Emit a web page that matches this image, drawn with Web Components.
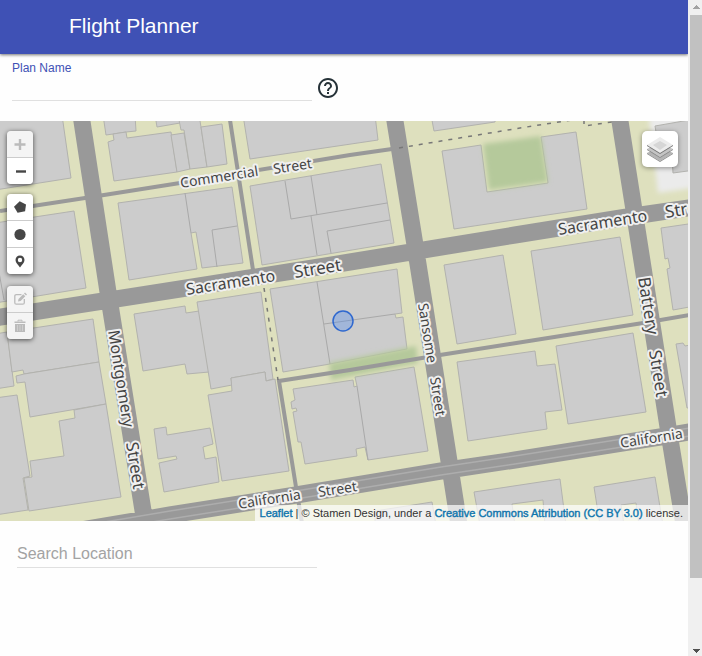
***
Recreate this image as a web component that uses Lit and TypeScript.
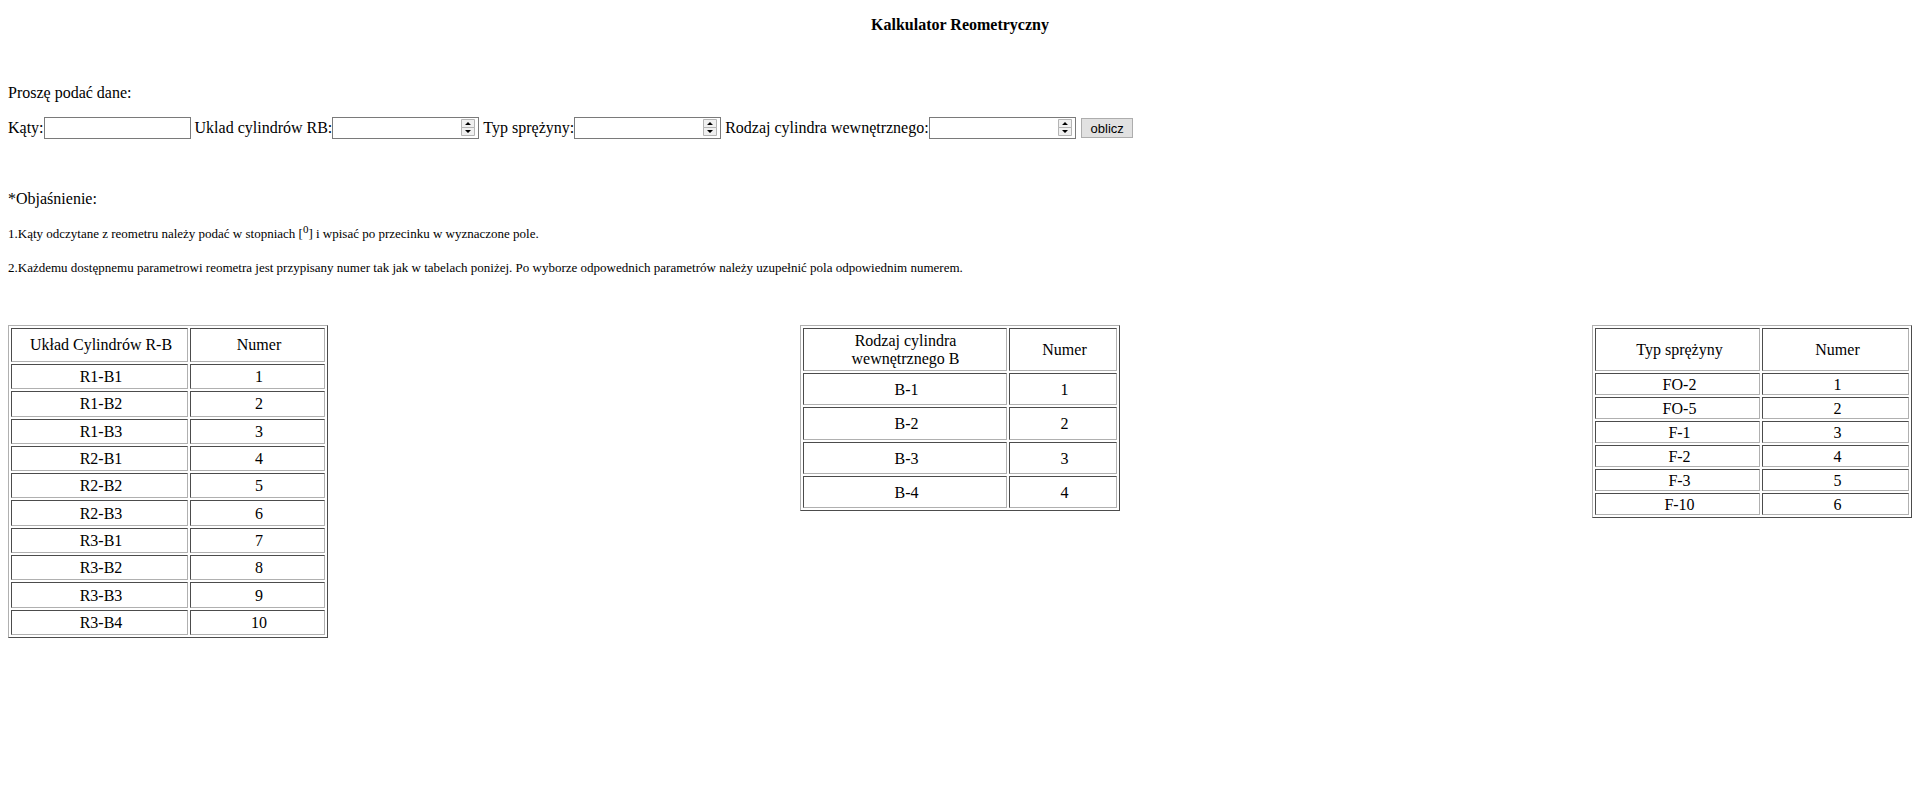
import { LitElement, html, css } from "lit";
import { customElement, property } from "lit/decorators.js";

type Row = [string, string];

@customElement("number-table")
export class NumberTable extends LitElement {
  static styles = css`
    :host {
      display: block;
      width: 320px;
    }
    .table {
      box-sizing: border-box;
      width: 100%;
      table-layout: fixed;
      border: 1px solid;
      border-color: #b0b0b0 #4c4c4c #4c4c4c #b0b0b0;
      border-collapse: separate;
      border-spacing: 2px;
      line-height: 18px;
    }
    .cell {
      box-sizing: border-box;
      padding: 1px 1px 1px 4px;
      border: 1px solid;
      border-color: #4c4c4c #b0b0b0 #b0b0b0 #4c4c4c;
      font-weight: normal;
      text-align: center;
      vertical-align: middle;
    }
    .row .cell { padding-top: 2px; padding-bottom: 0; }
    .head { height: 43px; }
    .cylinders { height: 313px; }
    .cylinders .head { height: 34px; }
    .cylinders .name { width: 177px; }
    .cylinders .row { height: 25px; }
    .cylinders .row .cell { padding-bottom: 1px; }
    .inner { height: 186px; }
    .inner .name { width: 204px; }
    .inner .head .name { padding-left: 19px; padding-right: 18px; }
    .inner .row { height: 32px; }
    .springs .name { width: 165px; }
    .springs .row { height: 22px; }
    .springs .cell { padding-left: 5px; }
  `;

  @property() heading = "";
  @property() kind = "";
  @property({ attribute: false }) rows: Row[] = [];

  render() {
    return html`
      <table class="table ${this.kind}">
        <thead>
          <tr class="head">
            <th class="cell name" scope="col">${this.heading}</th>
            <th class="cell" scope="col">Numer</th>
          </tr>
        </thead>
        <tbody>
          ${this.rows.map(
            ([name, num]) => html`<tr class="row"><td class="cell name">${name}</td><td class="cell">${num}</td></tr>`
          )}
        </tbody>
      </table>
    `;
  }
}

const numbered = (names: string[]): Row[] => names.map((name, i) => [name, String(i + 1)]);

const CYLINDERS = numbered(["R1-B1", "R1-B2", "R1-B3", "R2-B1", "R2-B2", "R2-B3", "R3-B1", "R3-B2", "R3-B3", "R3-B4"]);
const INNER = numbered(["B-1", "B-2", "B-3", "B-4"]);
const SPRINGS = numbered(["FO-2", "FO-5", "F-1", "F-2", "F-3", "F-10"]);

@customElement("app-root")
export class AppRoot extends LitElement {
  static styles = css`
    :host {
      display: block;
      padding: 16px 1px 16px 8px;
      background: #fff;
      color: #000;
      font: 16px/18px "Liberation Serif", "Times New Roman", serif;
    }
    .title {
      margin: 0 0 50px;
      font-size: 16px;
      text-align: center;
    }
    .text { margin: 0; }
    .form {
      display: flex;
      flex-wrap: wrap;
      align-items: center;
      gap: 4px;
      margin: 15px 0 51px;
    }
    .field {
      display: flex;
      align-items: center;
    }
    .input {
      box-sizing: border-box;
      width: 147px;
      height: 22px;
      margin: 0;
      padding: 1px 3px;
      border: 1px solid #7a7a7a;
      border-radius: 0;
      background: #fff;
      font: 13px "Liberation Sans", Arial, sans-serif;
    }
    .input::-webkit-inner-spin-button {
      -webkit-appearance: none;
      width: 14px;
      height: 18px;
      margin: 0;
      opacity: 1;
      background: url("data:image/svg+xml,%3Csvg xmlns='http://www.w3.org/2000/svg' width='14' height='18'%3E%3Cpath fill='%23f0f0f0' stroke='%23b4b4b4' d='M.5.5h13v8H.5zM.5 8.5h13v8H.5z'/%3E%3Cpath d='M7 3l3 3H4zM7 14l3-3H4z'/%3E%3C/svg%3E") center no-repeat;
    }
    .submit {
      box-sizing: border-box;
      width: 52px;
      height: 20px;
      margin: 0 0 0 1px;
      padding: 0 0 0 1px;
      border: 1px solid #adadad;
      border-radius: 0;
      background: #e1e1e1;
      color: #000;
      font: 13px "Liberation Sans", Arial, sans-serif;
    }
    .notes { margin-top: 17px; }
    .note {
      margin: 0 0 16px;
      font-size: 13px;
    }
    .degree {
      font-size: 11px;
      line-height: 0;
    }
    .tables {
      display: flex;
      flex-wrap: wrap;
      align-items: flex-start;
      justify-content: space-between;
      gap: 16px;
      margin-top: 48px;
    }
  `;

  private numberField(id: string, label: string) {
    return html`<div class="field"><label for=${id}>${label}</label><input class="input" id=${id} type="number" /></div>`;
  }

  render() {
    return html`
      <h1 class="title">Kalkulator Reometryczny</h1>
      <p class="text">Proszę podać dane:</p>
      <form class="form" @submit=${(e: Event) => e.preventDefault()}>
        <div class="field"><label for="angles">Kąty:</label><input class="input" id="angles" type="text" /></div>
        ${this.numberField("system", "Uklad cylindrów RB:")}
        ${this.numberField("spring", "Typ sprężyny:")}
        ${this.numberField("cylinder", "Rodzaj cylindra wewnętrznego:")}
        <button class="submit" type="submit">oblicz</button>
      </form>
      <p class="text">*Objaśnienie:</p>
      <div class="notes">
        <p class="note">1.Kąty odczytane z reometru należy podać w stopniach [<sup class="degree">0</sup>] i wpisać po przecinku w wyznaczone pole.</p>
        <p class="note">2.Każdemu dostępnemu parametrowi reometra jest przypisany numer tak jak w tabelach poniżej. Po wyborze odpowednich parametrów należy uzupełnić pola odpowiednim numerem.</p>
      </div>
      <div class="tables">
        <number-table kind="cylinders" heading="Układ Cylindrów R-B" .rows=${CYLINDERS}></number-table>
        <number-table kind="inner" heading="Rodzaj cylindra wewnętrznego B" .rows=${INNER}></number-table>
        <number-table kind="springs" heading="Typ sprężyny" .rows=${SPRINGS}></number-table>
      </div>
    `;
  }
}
***
Copy out the listing above from the line containing "Recreate this image" to the line containing "rows: Row[] = [];", both included, exactly as written and minus the images.

Recreate this image as a web component that uses Lit and TypeScript.
import { LitElement, html, css } from "lit";
import { customElement, property } from "lit/decorators.js";

type Row = [string, string];

@customElement("number-table")
export class NumberTable extends LitElement {
  static styles = css`
    :host {
      display: block;
      width: 320px;
    }
    .table {
      box-sizing: border-box;
      width: 100%;
      table-layout: fixed;
      border: 1px solid;
      border-color: #b0b0b0 #4c4c4c #4c4c4c #b0b0b0;
      border-collapse: separate;
      border-spacing: 2px;
      line-height: 18px;
    }
    .cell {
      box-sizing: border-box;
      padding: 1px 1px 1px 4px;
      border: 1px solid;
      border-color: #4c4c4c #b0b0b0 #b0b0b0 #4c4c4c;
      font-weight: normal;
      text-align: center;
      vertical-align: middle;
    }
    .row .cell { padding-top: 2px; padding-bottom: 0; }
    .head { height: 43px; }
    .cylinders { height: 313px; }
    .cylinders .head { height: 34px; }
    .cylinders .name { width: 177px; }
    .cylinders .row { height: 25px; }
    .cylinders .row .cell { padding-bottom: 1px; }
    .inner { height: 186px; }
    .inner .name { width: 204px; }
    .inner .head .name { padding-left: 19px; padding-right: 18px; }
    .inner .row { height: 32px; }
    .springs .name { width: 165px; }
    .springs .row { height: 22px; }
    .springs .cell { padding-left: 5px; }
  `;

  @property() heading = "";
  @property() kind = "";
  @property({ attribute: false }) rows: Row[] = [];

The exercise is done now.